### GOAL OF THE EXERCISE
Tally up how many lines in the listing below contain the string "React", and give only the total.

### MATERIAL
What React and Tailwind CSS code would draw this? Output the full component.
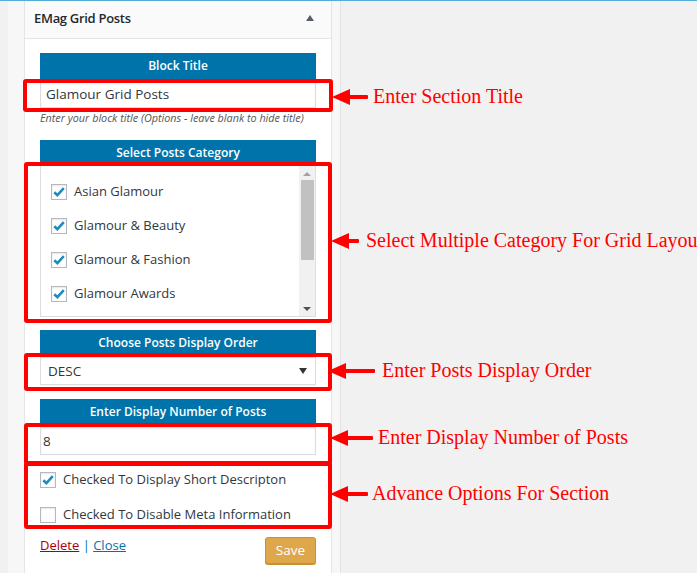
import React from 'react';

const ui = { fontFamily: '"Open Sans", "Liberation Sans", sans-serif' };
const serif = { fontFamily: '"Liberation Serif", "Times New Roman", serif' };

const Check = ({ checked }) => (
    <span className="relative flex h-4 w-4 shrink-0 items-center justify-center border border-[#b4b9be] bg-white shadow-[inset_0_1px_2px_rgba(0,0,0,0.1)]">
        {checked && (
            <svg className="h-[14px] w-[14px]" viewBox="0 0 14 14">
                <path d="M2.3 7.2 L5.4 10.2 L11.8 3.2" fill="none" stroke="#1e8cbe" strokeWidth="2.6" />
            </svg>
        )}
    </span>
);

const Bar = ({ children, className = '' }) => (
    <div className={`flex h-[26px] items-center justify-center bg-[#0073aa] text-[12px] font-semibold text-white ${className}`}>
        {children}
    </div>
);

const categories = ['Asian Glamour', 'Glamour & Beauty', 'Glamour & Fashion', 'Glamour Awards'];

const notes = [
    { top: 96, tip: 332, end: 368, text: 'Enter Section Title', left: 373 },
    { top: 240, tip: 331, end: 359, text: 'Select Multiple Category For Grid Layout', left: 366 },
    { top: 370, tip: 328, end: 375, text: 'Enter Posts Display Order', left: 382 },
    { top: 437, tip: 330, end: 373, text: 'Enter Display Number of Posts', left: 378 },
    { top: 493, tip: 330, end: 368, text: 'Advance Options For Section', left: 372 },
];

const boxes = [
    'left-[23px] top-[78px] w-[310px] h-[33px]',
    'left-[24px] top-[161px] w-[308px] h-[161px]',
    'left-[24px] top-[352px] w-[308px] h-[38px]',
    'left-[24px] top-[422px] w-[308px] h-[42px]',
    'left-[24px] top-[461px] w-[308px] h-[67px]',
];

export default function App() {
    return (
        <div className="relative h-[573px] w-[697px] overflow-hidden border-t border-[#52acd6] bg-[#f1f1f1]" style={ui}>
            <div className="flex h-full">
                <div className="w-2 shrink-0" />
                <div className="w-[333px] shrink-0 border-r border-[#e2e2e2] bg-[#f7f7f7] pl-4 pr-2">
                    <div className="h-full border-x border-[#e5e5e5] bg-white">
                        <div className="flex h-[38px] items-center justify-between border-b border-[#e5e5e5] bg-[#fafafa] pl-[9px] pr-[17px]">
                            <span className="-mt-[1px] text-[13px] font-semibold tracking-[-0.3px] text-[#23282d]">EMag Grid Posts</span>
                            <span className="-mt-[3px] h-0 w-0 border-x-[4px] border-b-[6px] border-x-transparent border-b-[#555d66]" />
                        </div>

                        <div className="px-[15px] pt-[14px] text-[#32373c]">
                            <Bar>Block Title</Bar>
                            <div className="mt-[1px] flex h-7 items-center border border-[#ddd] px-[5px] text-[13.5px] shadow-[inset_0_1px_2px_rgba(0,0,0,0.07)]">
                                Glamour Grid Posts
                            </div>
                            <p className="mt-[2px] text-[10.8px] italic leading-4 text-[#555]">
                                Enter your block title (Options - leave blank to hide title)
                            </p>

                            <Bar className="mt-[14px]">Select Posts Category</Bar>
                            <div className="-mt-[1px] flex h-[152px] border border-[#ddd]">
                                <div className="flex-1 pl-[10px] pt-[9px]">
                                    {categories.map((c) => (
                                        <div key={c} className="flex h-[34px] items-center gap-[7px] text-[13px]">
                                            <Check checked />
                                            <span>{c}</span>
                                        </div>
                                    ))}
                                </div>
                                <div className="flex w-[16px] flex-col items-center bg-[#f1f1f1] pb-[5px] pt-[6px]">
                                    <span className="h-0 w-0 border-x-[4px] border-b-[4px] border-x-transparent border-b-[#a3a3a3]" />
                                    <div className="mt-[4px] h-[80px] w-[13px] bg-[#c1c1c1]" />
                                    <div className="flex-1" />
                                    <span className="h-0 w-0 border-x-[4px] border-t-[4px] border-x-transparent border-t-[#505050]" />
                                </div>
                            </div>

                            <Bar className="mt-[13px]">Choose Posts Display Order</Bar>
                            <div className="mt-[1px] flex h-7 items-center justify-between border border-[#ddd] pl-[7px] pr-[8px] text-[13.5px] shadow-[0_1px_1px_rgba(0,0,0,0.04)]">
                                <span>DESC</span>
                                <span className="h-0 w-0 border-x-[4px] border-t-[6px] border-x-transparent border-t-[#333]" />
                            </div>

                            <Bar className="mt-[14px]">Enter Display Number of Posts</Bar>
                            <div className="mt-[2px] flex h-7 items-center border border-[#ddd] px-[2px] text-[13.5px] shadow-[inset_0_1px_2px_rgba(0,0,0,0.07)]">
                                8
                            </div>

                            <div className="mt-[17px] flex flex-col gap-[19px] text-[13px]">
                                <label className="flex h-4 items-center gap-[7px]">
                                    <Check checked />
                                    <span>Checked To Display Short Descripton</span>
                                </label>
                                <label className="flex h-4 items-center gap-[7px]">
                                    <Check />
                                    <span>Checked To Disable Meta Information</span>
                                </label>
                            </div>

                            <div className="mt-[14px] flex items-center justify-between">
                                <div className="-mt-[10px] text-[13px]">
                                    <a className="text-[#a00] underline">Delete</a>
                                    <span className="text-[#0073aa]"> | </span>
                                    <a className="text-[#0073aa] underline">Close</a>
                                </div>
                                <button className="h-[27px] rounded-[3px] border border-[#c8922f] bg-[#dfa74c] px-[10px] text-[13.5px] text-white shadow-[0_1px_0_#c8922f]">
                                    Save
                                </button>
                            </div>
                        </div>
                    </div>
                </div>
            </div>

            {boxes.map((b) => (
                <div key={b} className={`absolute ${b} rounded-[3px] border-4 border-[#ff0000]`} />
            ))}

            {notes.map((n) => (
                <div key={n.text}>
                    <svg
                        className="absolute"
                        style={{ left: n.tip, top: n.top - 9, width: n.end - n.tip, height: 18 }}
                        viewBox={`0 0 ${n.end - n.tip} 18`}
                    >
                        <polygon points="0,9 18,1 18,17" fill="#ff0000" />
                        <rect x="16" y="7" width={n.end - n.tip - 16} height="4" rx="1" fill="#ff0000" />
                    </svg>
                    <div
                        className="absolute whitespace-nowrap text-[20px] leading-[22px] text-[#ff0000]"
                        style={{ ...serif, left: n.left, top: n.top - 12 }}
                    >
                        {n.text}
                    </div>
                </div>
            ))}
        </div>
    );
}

### PROBLEM SOLUTION
2